UC San Diego

The globe is primarily made up of the Earth’s oceans, which contribute biological, chemical, and physical influences towards global environments. However, many of the marine biological impacts, specifically on the chemistry of the atmosphere, are not well understood. Compounds like Dimethylsulfoniopropionate (DMSP), and its derivative Dimethyl Sulfide (DMS), cycle through the marine environment as an exchange of carbon and sulfur among many organisms. DMSP derived DMS is also a major contributor towards irradiation of UV light and nucleation of clouds. Understanding the relationship between DMSP cycling and DMS production allows insight into biological impacts on climate.This thesis addresses how heterotrophic bacteria in the marine environment degrade the organosulfur compound DMSP and produce sulfur containing VOCs. During SeaSCAPE 2019, an induced phytoplankton bloom resulted in an increased production of dissolved DMSP (DMSPd), leading to bacterial transcription of genes coding for the enzyme which cleaves DMSP into the volatile DMS. Following, an increase in dissolved DMS was measured in the wave flume.
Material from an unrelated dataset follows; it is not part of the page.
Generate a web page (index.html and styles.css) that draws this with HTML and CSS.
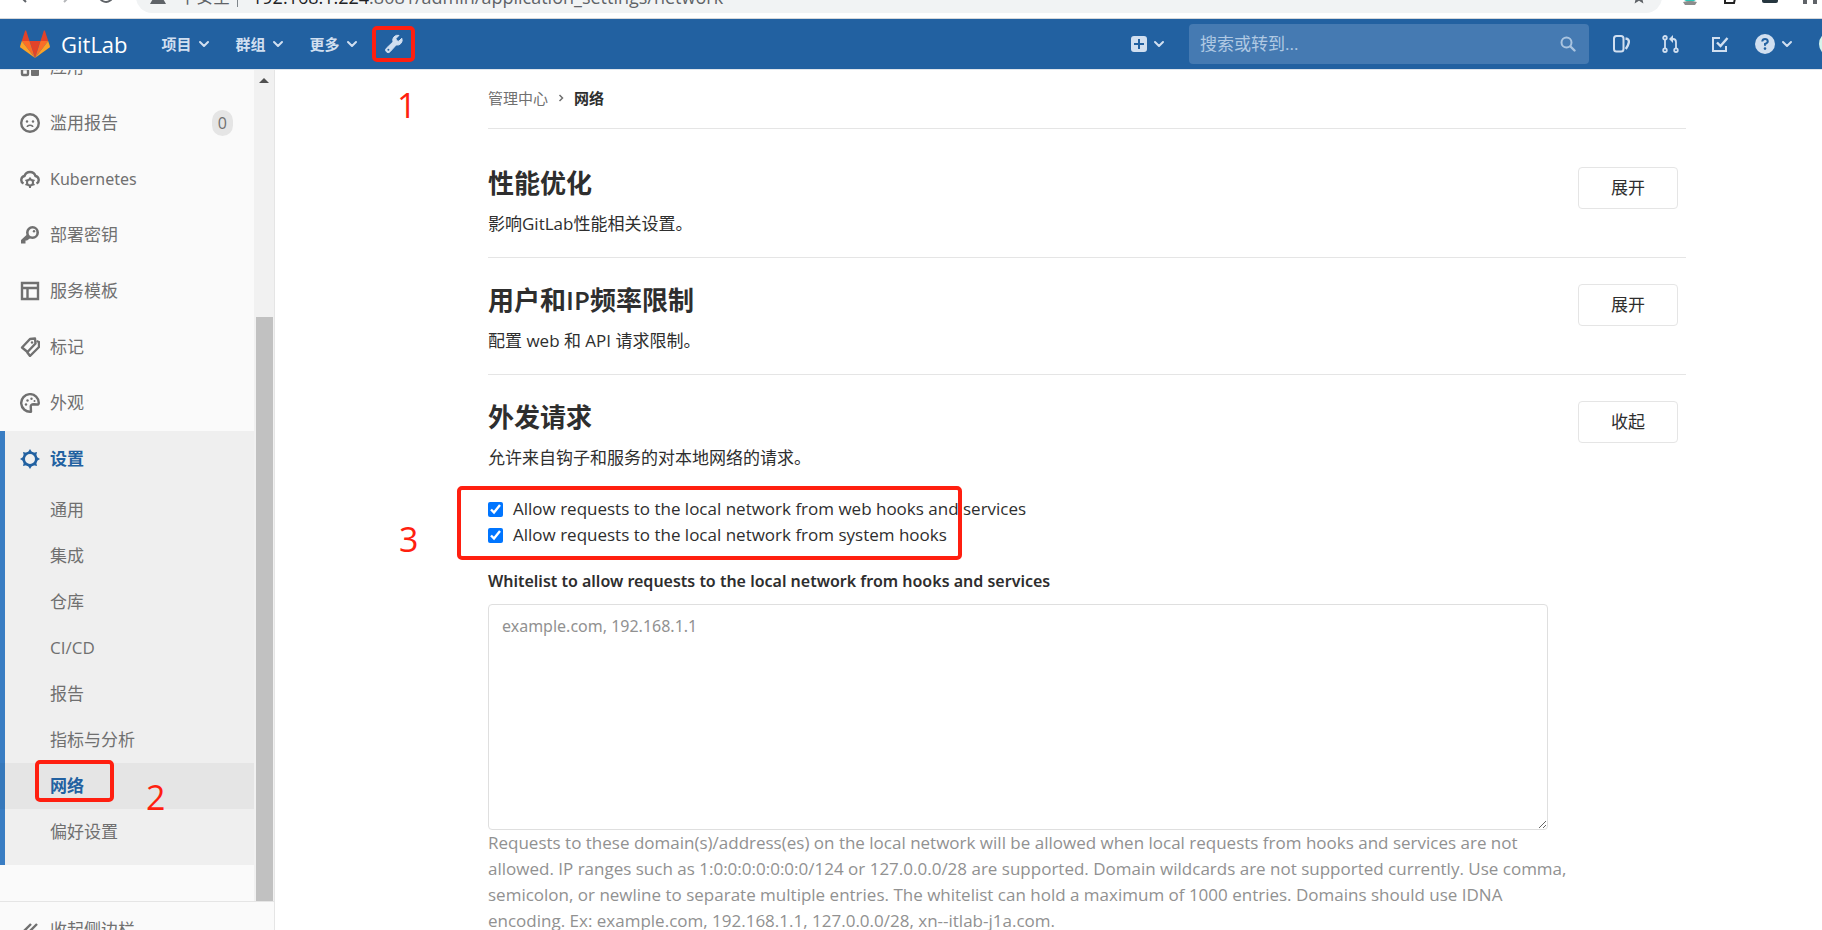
FILE: index.html
```html
<!DOCTYPE html>
<html lang="zh-CN">
<head>
    <meta charset="UTF-8">
    <meta name="viewport" content="width=device-width, initial-scale=1.0">
    <title>网络 · GitLab</title>
    <link rel="stylesheet" href="styles.css">
</head>
<body>
    <!-- shared icons -->
    <svg class="sprite" aria-hidden="true">
        <symbol id="chevron" viewBox="0 0 12 12"><path d="M2 4l4 4 4-4" fill="none" stroke="currentColor" stroke-width="2" stroke-linecap="round" stroke-linejoin="round"/></symbol>
    </svg>

    <div class="browser-bar">
        <svg class="tool back" viewBox="0 0 20 20"><path d="M17 10H4M10 3l-7 7 7 7" fill="none" stroke="currentColor" stroke-width="2"/></svg>
        <svg class="tool forward" viewBox="0 0 20 20"><path d="M3 10h13M10 3l7 7-7 7" fill="none" stroke="currentColor" stroke-width="2"/></svg>
        <svg class="tool reload" viewBox="0 0 20 20"><path d="M17 10a7 7 0 1 1-2-5l2 2M17 2v5h-5" fill="none" stroke="currentColor" stroke-width="2"/></svg>
        <div class="address">
            <svg class="warn" viewBox="0 0 16 16"><path d="M8 1l8 14H0z" fill="currentColor"/></svg>
            <span class="insecure">不安全</span>
            <span class="bar"></span>
            <span class="url"><b>192.168.1.224</b>:8081/admin/application_settings/network</span>
            <svg class="star" viewBox="0 0 16 16"><path d="M8 0l2.300 5.300 5.700.5-4.300 3.800L13 15.500 8 12.400l-5 3.100 1.300-5.900L0 5.800l5.700-.5z" fill="currentColor"/></svg>
        </div>
        <div class="extensions">
            <svg viewBox="0 0 16 16"><path d="M1 0h14v10q-3 3-7 3T1 10z" fill="#2bc9b9"/><path d="M1 13q7-2 14 0l-2 3H3z" fill="#8c8c8c"/></svg>
            <svg viewBox="0 0 16 16"><path d="M3 0v14h9l2-9" fill="none" stroke="#222" stroke-width="2"/></svg>
            <svg viewBox="0 0 16 16"><rect y="0" width="16" height="14" rx="2" fill="#263640"/></svg>
            <svg viewBox="0 0 16 16"><path d="M1 6h14v9h-4v-4H5v4H1z" fill="#5f6368"/></svg>
        </div>
    </div>

    <header class="navbar">
        <a class="brand" href="#">
            <svg viewBox="0 0 30 28">
                <path d="M15 28l5.500-17h-11z" fill="#e24329"/>
                <path d="M15 28L9.500 11H1.800z" fill="#fc6d26"/>
                <path d="M1.800 11L.1 16.200a1.200 1.200 0 0 0 .4 1.300L15 28z" fill="#fca326"/>
                <path d="M1.800 11h7.700L6.200.8c-.2-.5-.9-.5-1.100 0z" fill="#e24329"/>
                <path d="M15 28l5.500-17h7.700z" fill="#fc6d26"/>
                <path d="M28.200 11l1.700 5.200a1.200 1.200 0 0 1-.4 1.300L15 28z" fill="#fca326"/>
                <path d="M28.200 11h-7.700L23.800.8c.2-.5.9-.5 1.100 0z" fill="#e24329"/>
            </svg>
            <span>GitLab</span>
        </a>
        <nav class="menu">
            <button>项目<svg class="chev"><use href="#chevron"/></svg></button>
            <button>群组<svg class="chev"><use href="#chevron"/></svg></button>
            <button>更多<svg class="chev"><use href="#chevron"/></svg></button>
            <a class="wrench" href="#" aria-label="管理中心">
                <svg viewBox="0 0 20 20"><path d="M17.800 4.200l-3 3-2.300-.5-.5-2.300 3-3a5 5 0 0 0-6 6.500l-6.600 6.300a2.500 2.500 0 1 0 3.600 3.600L12.200 11a5 5 0 0 0 5.600-6.800z" fill="currentColor" stroke="currentColor" stroke-linejoin="round"/><circle cx="4.400" cy="15.800" r="1" fill="#2261a1"/></svg>
            </a>
        </nav>
        <div class="nav-right">
            <button class="plus" aria-label="新建">
                <svg class="i16" viewBox="0 0 16 16"><rect width="16" height="16" rx="3" fill="currentColor"/><path d="M8 3v10M3 8h10" stroke="#2261a1" stroke-width="2"/></svg>
                <svg class="chev"><use href="#chevron"/></svg>
            </button>
            <form class="search">
                <input type="text" placeholder="搜索或转到..." aria-label="搜索或转到">
                <svg class="i16" viewBox="0 0 16 16"><circle cx="6.500" cy="6.500" r="5" fill="none" stroke="currentColor" stroke-width="2"/><path d="M10.500 10.500l4 4" stroke="currentColor" stroke-width="2.400" stroke-linecap="round"/></svg>
            </form>
            <a class="nav-icon" href="#" aria-label="议题"><svg viewBox="0 0 18 18"><rect x="1" y="1" width="9.500" height="15.500" rx="2.500" fill="none" stroke="currentColor" stroke-width="2"/><path d="M12.500 3.500q4 .5 3.300 4t-3 6.500" fill="none" stroke="currentColor" stroke-width="2.400"/></svg></a>
            <a class="nav-icon" href="#" aria-label="合并请求"><svg viewBox="0 0 18 18"><g fill="none" stroke="currentColor" stroke-width="1.800"><circle cx="3" cy="2.800" r="1.800"/><circle cx="3" cy="15.200" r="1.800"/><circle cx="14" cy="15.200" r="1.800"/><path d="M3 5v8M14 13V7q0-3-3-3H9"/></g><path d="M11 0v8L7 4z" fill="currentColor"/></svg></a>
            <a class="nav-icon" href="#" aria-label="待办事项"><svg viewBox="0 0 18 18"><path d="M9 3H2v13h13v-5" fill="none" stroke="currentColor" stroke-width="2"/><path d="M6 7.500l3.500 3.500L16.500 3" fill="none" stroke="currentColor" stroke-width="2.400"/></svg></a>
            <button class="help" aria-label="帮助">
                <svg viewBox="0 0 20 20"><circle cx="10" cy="10" r="10" fill="currentColor"/><path d="M7.200 7.500Q7.500 5 10 5t2.800 2.300Q12.800 9 10 10v1.800" fill="none" stroke="#2261a1" stroke-width="2"/><circle cx="10" cy="14.600" r="1.300" fill="#2261a1"/></svg>
                <svg class="chev"><use href="#chevron"/></svg>
            </button>
            <span class="avatar"></span>
        </div>
    </header>

    <div class="layout">
        <aside class="sidebar">
            <div class="scroller">
                <ul class="items">
                    <li><a href="#"><svg viewBox="0 0 20 20"><g fill="none" stroke="currentColor" stroke-width="2.400"><rect x="2" y="2" width="6" height="6"/><rect x="12" y="2" width="6" height="6"/><rect x="2" y="12" width="6" height="6" rx="1"/></g><rect x="11" y="11" width="8" height="8" rx="1" fill="currentColor"/></svg>应用</a></li>
                    <li><a href="#"><svg viewBox="0 0 20 20"><circle cx="10" cy="10" r="8.800" fill="none" stroke="currentColor" stroke-width="2.400"/><circle cx="7" cy="8.500" r="1.200" fill="currentColor"/><circle cx="13" cy="8.500" r="1.200" fill="currentColor"/><path d="M7.300 14q0-1.800 2.700-1.800t2.700 1.800" fill="none" stroke="currentColor" stroke-width="1.600"/></svg>滥用报告<span class="badge">0</span></a></li>
                    <li><a href="#"><svg viewBox="0 0 20 20"><path d="M3.500 14.500A4 4 0 0 1 4.500 7a5.800 5.800 0 0 1 11 0 4 4 0 0 1 1 7.500" fill="none" stroke="currentColor" stroke-width="2.400"/><circle cx="10" cy="13.500" r="3" fill="none" stroke="currentColor" stroke-width="2"/><path d="M10 8.500v2M10 16.500v2.500M5.500 11l1.800 1M12.700 15l1.800 1M5.500 16l1.800-1M12.700 12l1.800-1" stroke="currentColor" stroke-width="2"/></svg><span class="latin">Kubernetes</span></a></li>
                    <li><a href="#"><svg viewBox="0 0 20 20"><circle cx="12.500" cy="7.500" r="5.200" fill="none" stroke="currentColor" stroke-width="2.600"/><circle cx="14" cy="6.200" r="1.200" fill="currentColor"/><path d="M7 9.500l3.500 3.500-3.500 2.500H5.500V18.500H1v-3.500z" fill="currentColor"/></svg>部署密钥</a></li>
                    <li><a href="#"><svg viewBox="0 0 20 20"><path d="M2 2h16v16H2zM2 7h16M7.500 7v11" fill="none" stroke="currentColor" stroke-width="2.400"/></svg>服务模板</a></li>
                    <li><a href="#"><svg viewBox="0 0 20 20"><g fill="none" stroke="currentColor" stroke-width="2.400" stroke-linejoin="round"><path d="M2 10.500L10 2l5-.5.5 5L7.500 15z"/><path d="M16.500 4l2.500 1v5l-9 9-3-4"/></g><circle cx="12" cy="5.500" r="1.200" fill="currentColor"/></svg>标记</a></li>
                    <li><a href="#"><svg viewBox="0 0 20 20"><path d="M11 18.700A8.800 8.800 0 1 1 18.800 10q0 1.800-2 1.500l-3-.3q-3.500 0-3 3.200z" fill="none" stroke="currentColor" stroke-width="2.400" stroke-linejoin="round"/><g fill="currentColor"><circle cx="11.500" cy="5.800" r="1.200"/><circle cx="7.500" cy="7.500" r="1.200"/><circle cx="6" cy="11.500" r="1.200"/><circle cx="14.500" cy="8" r="1"/></g></svg>外观</a></li>
                    <li class="active">
                        <a href="#"><svg viewBox="0 0 20 20"><circle cx="10" cy="10" r="6.300" fill="none" stroke="currentColor" stroke-width="2.600"/><path d="M10 0l2.500 4h-5zM10 20l2.500-4h-5zM0 10l4-2.500v5zM20 10l-4-2.500v5zM3 3l4.500 1L4 7.500zM17 3l-4.500 1L16 7.500zM3 17l4.500-1L4 12.500zM17 17l-4.500-1 3.500-3.500z" fill="currentColor"/></svg>设置</a>
                        <ul class="sub">
                            <li><a href="#">通用</a></li>
                            <li><a href="#">集成</a></li>
                            <li><a href="#">仓库</a></li>
                            <li><a href="#">CI/CD</a></li>
                            <li><a href="#">报告</a></li>
                            <li><a href="#">指标与分析</a></li>
                            <li class="current"><a href="#">网络</a></li>
                            <li><a href="#">偏好设置</a></li>
                        </ul>
                    </li>
                </ul>
                <div class="scrollbar"><span class="up"></span><span class="thumb"></span></div>
            </div>
            <button class="collapse"><svg viewBox="0 0 20 20"><path d="M11 4l-6 6 6 6M17 4l-6 6 6 6" fill="none" stroke="currentColor" stroke-width="2.400"/></svg>收起侧边栏</button>
        </aside>

        <main class="content">
            <div class="breadcrumbs">
                <a href="#">管理中心</a>
                <svg viewBox="0 0 8 8"><path d="M2.500 1l3 3-3 3" fill="none" stroke="currentColor" stroke-width="1.500"/></svg>
                <strong>网络</strong>
            </div>

            <section class="settings">
                <div class="head">
                    <div>
                        <h4>性能优化</h4>
                        <p>影响GitLab性能相关设置。</p>
                    </div>
                    <button class="btn">展开</button>
                </div>
            </section>

            <section class="settings">
                <div class="head">
                    <div>
                        <h4>用户和<span class="ip">IP</span>频率限制</h4>
                        <p>配置 web 和 API 请求限制。</p>
                    </div>
                    <button class="btn">展开</button>
                </div>
            </section>

            <section class="settings">
                <div class="head">
                    <div>
                        <h4>外发请求</h4>
                        <p>允许来自钩子和服务的对本地网络的请求。</p>
                    </div>
                    <button class="btn">收起</button>
                </div>
                <form class="outbound">
                    <div class="check">
                        <input type="checkbox" id="web-hooks" checked>
                        <label for="web-hooks">Allow requests to the local network from web hooks and services</label>
                    </div>
                    <div class="check">
                        <input type="checkbox" id="system-hooks" checked>
                        <label for="system-hooks">Allow requests to the local network from system hooks</label>
                    </div>
                    <label class="title latin" for="whitelist">Whitelist to allow requests to the local network from hooks and services</label>
                    <textarea id="whitelist" class="latin" placeholder="example.com, 192.168.1.1"></textarea>
                    <p class="hint">Requests to these domain(s)/address(es) on the local network will be allowed when local requests from hooks and services are not allowed. IP ranges such as 1:0:0:0:0:0:0:0/124 or 127.0.0.0/28 are supported. Domain wildcards are not supported currently. Use comma, semicolon, or newline to separate multiple entries. The whitelist can hold a maximum of 1000 entries. Domains should use IDNA encoding. Ex: example.com, 192.168.1.1, 127.0.0.0/28, xn--itlab-j1a.com.</p>
                </form>
            </section>
        </main>
    </div>

    <!-- step markers -->
    <div class="mark mark-1"></div>
    <span class="step step-1">1</span>
    <div class="mark mark-2"></div>
    <span class="step step-2">2</span>
    <div class="mark mark-3"></div>
    <span class="step step-3">3</span>
</body>
</html>
```
FILE: styles.css
```css
* {
    box-sizing: border-box;
}
body {
    position: relative;
    margin: 0;
    height: 100vh;
    overflow: hidden;
    background: #fff;
    color: #2e2e2e;
    font-family: "Open Sans", "Noto Sans CJK SC", sans-serif;
    font-size: 17px;
    line-height: 26px;
}
a {
    color: inherit;
    text-decoration: none;
}
button,
input,
textarea {
    font: inherit;
    color: inherit;
}
button {
    padding: 0;
    border: none;
    background: none;
    cursor: pointer;
}
ul,
h4,
p {
    margin: 0;
    padding: 0;
    list-style: none;
}
svg {
    flex: none;
    display: block;
}
.sprite {
    position: absolute;
    width: 0;
    height: 0;
}
.latin {
    font-family: "Noto Sans", sans-serif;
    font-size: 16px;
}

/* browser toolbar */
.browser-bar {
    display: flex;
    align-items: flex-end;
    height: 19px;
    padding: 0 0 5px 16px;
    overflow: hidden;
    border-bottom: 1px solid #d5d7da;
    color: #5f6368;
}
.tool {
    width: 20px;
    height: 20px;
    margin: 0 22px 8px 0;
}
.forward {
    color: #b4b6b9;
    margin-left: -4px;
}
.reload {
    margin-right: 20px;
}
.address {
    display: flex;
    flex: 1;
    align-items: center;
    height: 32px;
    padding: 0 16px 0 14px;
    border-radius: 16px;
    background: #f1f3f4;
}
.warn {
    width: 16px;
    height: 16px;
    margin-right: 13px;
}
.bar {
    width: 1px;
    height: 20px;
    margin: 0 14px 0 7px;
    background: #80868b;
}
.url {
    font-size: 18px;
}
.url b {
    color: #202124;
    font-weight: 400;
}
.star {
    width: 14px;
    height: 16px;
    margin-left: auto;
}
.extensions {
    display: flex;
    gap: 24px;
    margin: 0 4px 8px 20px;
}
.extensions svg {
    width: 16px;
    height: 16px;
}

/* top navigation */
.navbar {
    display: flex;
    align-items: center;
    height: 51px;
    padding-left: 20px;
    overflow: hidden;
    border-bottom: 1px solid #dfe5ec;
    background: #2261a1;
    color: #d1dff0;
}
.brand {
    display: flex;
    align-items: center;
    gap: 11px;
    color: #fff;
    font-size: 22px;
}
.brand svg {
    width: 30px;
    height: 28px;
}
.menu {
    display: flex;
    align-items: center;
    gap: 26px;
    margin-left: 34px;
}
.menu button,
.plus,
.help {
    display: flex;
    align-items: center;
    gap: 6px;
    font-size: 15px;
    font-weight: 700;
}
.chev {
    width: 12px;
    height: 12px;
}
.wrench svg,
.help svg:first-child {
    width: 20px;
    height: 20px;
}
.i16 {
    width: 16px;
    height: 16px;
}
.nav-right {
    display: flex;
    align-items: center;
    margin-left: auto;
}
.search {
    display: flex;
    align-items: center;
    width: 400px;
    height: 40px;
    margin: 0 24px 0 24px;
    padding: 0 13px 0 11px;
    border-radius: 4px;
    background: #457ab2;
    color: #a9c4e0;
}
.search input {
    flex: 1;
    min-width: 0;
    padding: 0;
    border: none;
    outline: none;
    background: none;
}
.search input::placeholder {
    color: #b0c9e3;
}
.nav-icon {
    margin-right: 31px;
}
.nav-icon svg {
    width: 18px;
    height: 18px;
}
.help {
    margin-left: -5px;
}
.avatar {
    width: 26px;
    height: 26px;
    margin: 0 -23px 0 26px;
    border-radius: 50%;
    background: #d5f5ec;
}

/* sidebar */
.layout {
    display: flex;
    align-items: flex-start;
}
.sidebar {
    display: flex;
    flex: none;
    flex-direction: column;
    width: 275px;
    height: calc(100vh - 42px);
    border-right: 1px solid #e5e5e5;
    background: #fafafa;
    color: #707070;
}
.scroller {
    display: flex;
    flex: 1;
    min-height: 0;
    overflow: hidden;
}
/* scrolled to the end */
.items {
    display: flex;
    flex: 1;
    flex-direction: column;
    justify-content: flex-end;
    padding-bottom: 36px;
}
.items > li {
    flex: none;
}
.items > li > a {
    display: flex;
    align-items: center;
    gap: 10px;
    height: 56px;
    padding: 0 21px 0 20px;
}
.items svg,
.collapse svg {
    width: 20px;
    height: 20px;
}
.badge {
    margin-left: auto;
    padding: 0 6px;
    border-radius: 13px;
    background: #e5e5e5;
    font-size: 16px;
}
.active {
    padding-bottom: 10px;
    background: #efefef;
    box-shadow: inset 5px 0 #397dc3;
}
.active > a {
    color: #2261a1;
    font-weight: 700;
}
.sub a {
    display: flex;
    align-items: center;
    height: 46px;
    padding-left: 50px;
}
.sub .current {
    background: rgba(0, 0, 0, 0.04);
    color: #2261a1;
    font-weight: 700;
}
.scrollbar {
    display: flex;
    flex-direction: column;
    align-items: center;
    width: 20px;
    padding-top: 8px;
    background: #f1f1f1;
}
.up {
    border: 5px solid transparent;
    border-top: none;
    border-bottom-color: #505050;
}
.thumb {
    width: 17px;
    height: 584px;
    margin-top: auto;
    background: #c1c1c1;
}
.collapse {
    display: flex;
    flex: none;
    align-items: center;
    gap: 10px;
    height: 57px;
    padding-left: 20px;
    border-top: 1px solid #e5e5e5;
}

/* page content */
.content {
    flex: 1;
    min-width: 0;
    padding: 0 136px 0 213px;
}
.breadcrumbs {
    display: flex;
    align-items: center;
    gap: 9px;
    height: 59px;
    margin-bottom: 12px;
    padding-bottom: 2px;
    border-bottom: 1px solid #e5e5e5;
    color: #707070;
    font-size: 15px;
}
.breadcrumbs svg {
    width: 8px;
    height: 8px;
}
.breadcrumbs strong {
    color: #2e2e2e;
}
.settings + .settings {
    border-top: 1px solid #e5e5e5;
}
.head {
    display: flex;
    align-items: flex-start;
    justify-content: space-between;
    height: 116px;
    padding: 26px 8px 0 0;
}
.head h4 {
    margin-bottom: 12px;
    font-size: 26px;
    line-height: 32px;
}
.ip {
    font-weight: 600;
}
.btn {
    width: 100px;
    height: 42px;
    border: 1px solid #e5e5e5;
    border-radius: 4px;
    background: #fff;
}
.outbound {
    margin-top: 5px;
}
.check {
    display: flex;
    align-items: center;
    gap: 10px;
}
.check input {
    width: 15px;
    height: 15px;
    margin: 0;
    accent-color: #0075ff;
}
.title {
    display: block;
    margin: 20px 0 10px;
    font-weight: 600;
}
textarea {
    display: block;
    width: 1060px;
    max-width: 100%;
    height: 226px;
    padding: 8px 13px;
    border: 1px solid #dfdfdf;
    border-radius: 4px;
    resize: both;
}
textarea::placeholder {
    color: #919191;
}
.hint {
    max-width: 1080px;
    color: #919191;
}

/* red step markers over the page */
.mark {
    position: absolute;
    border: 4px solid #ff1f10;
    border-radius: 5px;
}
.mark-1 {
    left: 372px;
    top: 26px;
    width: 43px;
    height: 36px;
}
.mark-2 {
    left: 35px;
    top: 760px;
    width: 79px;
    height: 42px;
}
.mark-3 {
    left: 457px;
    top: 486px;
    width: 505px;
    height: 74px;
}
.step {
    position: absolute;
    color: #ff1f10;
    font-size: 34px;
    line-height: 40px;
}
.step-1 {
    left: 397px;
    top: 85px;
}
.step-2 {
    left: 146px;
    top: 777px;
}
.step-3 {
    left: 399px;
    top: 519px;
}
```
A mesocosm experiment was conducted to investigate the metabolic pathways and showed novel insights into simultaneous degradation of DMSP into DMS and MeSH by a model organism, the Rhodobacteraceae Phaeobacter sp. La5. From our findings, heterotrophic bacteria influence the formation of DMS through enzymatic cleavage of phytoplankton produced DMSP when bacterial sulfur demand is met with excess sulfur. With these novel findings, continued research on the DMSP cleavage pathway, the genes homologs, their rates of transcription and translation, and enzyme efficiency under varying environmental conditions will better our understanding of how microbes affect the composition of the atmosphere through sulfur cycling.